# Dataset extract
• • • • • • •
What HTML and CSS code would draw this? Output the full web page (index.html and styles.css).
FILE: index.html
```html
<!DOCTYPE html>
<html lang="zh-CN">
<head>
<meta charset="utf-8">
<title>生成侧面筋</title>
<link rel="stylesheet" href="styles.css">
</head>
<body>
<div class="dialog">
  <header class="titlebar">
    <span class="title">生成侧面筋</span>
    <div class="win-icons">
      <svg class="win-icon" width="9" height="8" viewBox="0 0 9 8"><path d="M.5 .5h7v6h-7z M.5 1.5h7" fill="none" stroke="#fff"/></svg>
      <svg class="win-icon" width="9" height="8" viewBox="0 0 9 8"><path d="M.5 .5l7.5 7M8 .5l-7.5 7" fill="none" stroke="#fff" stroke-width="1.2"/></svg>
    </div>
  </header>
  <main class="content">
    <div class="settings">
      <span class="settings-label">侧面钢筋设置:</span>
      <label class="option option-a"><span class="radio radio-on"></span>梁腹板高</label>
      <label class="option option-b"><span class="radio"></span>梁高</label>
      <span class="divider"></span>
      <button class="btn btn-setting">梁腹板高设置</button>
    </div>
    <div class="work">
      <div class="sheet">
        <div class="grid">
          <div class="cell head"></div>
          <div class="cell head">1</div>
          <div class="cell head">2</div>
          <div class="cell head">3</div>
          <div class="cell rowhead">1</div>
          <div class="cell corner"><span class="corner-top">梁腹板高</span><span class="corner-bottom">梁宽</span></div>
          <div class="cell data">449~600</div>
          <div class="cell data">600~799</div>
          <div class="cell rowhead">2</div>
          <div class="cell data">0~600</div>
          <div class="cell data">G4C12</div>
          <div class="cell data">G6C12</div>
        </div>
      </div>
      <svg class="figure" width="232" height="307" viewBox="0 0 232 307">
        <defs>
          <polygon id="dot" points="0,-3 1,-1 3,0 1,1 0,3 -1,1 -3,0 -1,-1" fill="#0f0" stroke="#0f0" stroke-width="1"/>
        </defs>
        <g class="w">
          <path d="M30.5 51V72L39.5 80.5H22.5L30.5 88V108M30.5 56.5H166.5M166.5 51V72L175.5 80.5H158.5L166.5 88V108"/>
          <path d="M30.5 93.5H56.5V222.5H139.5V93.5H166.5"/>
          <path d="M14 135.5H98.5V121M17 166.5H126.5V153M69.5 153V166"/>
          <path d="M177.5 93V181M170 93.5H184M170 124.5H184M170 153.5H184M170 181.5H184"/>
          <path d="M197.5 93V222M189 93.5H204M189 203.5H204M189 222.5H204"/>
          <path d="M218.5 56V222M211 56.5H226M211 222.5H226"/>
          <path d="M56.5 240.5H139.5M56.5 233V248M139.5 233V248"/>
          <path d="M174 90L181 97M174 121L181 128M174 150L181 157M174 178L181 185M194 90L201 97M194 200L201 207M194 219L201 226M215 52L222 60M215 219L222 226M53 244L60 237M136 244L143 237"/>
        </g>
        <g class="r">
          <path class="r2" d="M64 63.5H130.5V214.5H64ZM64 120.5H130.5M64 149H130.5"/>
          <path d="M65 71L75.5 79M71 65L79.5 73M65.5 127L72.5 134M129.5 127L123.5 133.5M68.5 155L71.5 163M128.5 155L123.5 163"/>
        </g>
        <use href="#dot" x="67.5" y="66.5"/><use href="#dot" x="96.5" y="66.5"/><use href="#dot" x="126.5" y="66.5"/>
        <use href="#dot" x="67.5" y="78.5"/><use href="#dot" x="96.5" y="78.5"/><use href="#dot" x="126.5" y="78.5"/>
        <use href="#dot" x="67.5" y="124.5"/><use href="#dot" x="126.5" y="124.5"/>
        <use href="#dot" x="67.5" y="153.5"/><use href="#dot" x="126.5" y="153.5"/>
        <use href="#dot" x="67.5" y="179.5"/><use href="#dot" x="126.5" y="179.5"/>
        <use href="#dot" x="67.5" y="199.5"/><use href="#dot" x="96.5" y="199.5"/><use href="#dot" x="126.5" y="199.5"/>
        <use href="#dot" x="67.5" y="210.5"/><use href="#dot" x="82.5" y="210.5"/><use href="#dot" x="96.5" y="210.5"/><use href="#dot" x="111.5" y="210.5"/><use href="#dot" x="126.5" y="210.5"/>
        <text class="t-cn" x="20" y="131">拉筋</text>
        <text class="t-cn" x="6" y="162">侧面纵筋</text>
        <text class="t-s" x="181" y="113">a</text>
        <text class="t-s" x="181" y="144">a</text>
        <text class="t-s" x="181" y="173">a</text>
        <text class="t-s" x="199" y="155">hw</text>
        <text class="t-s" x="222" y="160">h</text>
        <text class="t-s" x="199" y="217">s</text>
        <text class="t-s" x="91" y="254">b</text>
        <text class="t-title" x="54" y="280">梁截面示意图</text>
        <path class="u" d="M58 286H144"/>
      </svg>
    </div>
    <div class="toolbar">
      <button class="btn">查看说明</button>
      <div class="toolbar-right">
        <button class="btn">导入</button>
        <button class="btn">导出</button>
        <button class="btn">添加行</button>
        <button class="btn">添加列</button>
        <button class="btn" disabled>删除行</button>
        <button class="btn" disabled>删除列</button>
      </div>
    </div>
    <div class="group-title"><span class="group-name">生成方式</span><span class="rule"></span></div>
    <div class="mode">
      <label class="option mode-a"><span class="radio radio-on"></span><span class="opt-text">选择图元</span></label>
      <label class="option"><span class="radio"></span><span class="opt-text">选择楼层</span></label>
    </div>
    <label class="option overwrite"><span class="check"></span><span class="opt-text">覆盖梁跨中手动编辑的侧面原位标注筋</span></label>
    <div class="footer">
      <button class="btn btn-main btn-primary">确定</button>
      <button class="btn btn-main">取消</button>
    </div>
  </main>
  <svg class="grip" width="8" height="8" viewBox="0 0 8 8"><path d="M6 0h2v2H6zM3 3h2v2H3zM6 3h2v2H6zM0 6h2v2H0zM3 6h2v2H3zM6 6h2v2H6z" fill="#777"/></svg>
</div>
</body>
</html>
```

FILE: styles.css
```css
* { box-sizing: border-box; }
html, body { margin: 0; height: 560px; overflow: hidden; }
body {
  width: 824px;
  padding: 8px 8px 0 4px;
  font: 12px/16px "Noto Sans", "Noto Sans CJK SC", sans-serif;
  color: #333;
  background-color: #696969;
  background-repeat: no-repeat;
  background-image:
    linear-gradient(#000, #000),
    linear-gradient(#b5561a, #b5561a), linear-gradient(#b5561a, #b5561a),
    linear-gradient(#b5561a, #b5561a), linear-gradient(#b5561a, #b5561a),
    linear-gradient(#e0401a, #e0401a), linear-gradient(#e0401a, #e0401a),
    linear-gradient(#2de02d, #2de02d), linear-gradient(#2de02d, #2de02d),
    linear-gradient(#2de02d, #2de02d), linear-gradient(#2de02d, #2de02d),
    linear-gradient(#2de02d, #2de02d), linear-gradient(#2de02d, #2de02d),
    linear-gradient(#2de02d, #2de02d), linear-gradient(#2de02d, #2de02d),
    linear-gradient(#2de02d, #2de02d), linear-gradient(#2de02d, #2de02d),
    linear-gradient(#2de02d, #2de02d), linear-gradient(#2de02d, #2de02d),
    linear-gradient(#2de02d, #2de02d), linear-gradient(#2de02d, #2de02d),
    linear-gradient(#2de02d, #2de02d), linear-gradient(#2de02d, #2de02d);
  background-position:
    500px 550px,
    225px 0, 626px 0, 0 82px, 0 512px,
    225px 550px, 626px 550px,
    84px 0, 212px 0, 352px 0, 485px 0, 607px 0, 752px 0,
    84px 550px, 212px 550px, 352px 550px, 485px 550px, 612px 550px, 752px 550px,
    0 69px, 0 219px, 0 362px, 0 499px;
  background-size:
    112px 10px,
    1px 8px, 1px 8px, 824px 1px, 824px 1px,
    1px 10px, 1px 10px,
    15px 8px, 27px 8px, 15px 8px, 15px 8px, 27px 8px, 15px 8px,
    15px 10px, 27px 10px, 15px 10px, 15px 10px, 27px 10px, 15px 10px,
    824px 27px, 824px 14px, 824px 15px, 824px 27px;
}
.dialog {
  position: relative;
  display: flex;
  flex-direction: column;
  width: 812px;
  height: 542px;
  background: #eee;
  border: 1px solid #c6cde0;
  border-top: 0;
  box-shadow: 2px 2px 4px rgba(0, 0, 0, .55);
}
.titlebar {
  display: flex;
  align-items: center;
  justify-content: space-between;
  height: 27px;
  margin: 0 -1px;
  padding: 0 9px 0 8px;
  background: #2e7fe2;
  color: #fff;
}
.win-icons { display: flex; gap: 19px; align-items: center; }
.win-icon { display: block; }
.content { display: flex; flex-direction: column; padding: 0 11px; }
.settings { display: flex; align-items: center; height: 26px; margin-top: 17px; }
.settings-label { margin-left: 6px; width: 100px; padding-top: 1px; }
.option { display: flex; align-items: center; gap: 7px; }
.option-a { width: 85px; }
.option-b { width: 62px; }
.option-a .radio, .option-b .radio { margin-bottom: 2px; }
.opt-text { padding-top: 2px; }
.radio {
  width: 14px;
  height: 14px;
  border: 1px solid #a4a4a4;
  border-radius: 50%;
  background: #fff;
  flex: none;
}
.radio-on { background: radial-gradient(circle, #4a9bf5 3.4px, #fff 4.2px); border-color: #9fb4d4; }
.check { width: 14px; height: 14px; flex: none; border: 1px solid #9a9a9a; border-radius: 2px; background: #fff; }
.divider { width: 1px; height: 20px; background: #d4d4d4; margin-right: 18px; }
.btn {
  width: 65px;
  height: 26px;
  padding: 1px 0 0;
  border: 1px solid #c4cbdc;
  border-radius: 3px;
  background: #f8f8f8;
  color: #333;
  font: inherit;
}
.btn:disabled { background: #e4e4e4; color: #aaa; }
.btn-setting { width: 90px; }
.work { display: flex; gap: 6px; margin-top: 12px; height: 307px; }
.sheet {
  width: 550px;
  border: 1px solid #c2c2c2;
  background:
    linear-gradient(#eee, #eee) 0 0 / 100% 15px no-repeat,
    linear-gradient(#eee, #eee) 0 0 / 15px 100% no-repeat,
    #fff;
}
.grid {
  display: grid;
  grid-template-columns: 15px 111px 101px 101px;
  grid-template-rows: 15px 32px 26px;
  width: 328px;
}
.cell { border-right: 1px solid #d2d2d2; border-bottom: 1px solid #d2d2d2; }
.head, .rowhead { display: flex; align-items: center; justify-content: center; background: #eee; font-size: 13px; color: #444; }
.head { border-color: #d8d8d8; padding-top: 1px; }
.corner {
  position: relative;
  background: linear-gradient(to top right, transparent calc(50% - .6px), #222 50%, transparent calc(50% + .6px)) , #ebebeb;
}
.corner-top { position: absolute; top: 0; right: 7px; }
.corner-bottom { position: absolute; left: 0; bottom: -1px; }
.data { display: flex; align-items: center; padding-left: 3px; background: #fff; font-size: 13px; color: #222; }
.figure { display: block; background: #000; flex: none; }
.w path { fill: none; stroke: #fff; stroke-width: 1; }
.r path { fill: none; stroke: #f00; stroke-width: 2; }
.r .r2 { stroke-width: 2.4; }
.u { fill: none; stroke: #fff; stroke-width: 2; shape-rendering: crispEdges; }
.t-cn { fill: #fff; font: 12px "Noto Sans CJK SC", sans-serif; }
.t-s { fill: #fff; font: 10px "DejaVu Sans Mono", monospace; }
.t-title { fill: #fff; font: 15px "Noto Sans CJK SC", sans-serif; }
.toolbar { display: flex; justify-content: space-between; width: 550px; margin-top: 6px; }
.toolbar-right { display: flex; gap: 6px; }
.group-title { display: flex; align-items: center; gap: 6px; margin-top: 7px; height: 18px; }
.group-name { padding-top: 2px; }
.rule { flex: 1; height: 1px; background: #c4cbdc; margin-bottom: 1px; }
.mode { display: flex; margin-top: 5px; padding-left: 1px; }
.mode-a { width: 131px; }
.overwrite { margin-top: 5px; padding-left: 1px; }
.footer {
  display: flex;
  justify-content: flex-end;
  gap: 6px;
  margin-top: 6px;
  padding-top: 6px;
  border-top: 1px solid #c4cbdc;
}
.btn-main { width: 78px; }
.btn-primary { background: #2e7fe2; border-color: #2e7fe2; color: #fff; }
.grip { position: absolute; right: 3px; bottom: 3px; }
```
• • • • • • •
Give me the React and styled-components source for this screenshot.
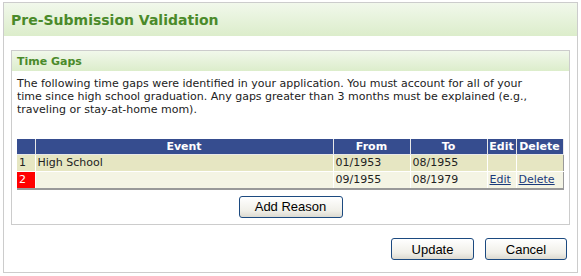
• • • • • • •
# Goal
Determine how many lines of the entries above carry the string "this", and give that number alone.

# Reply to the exercise
2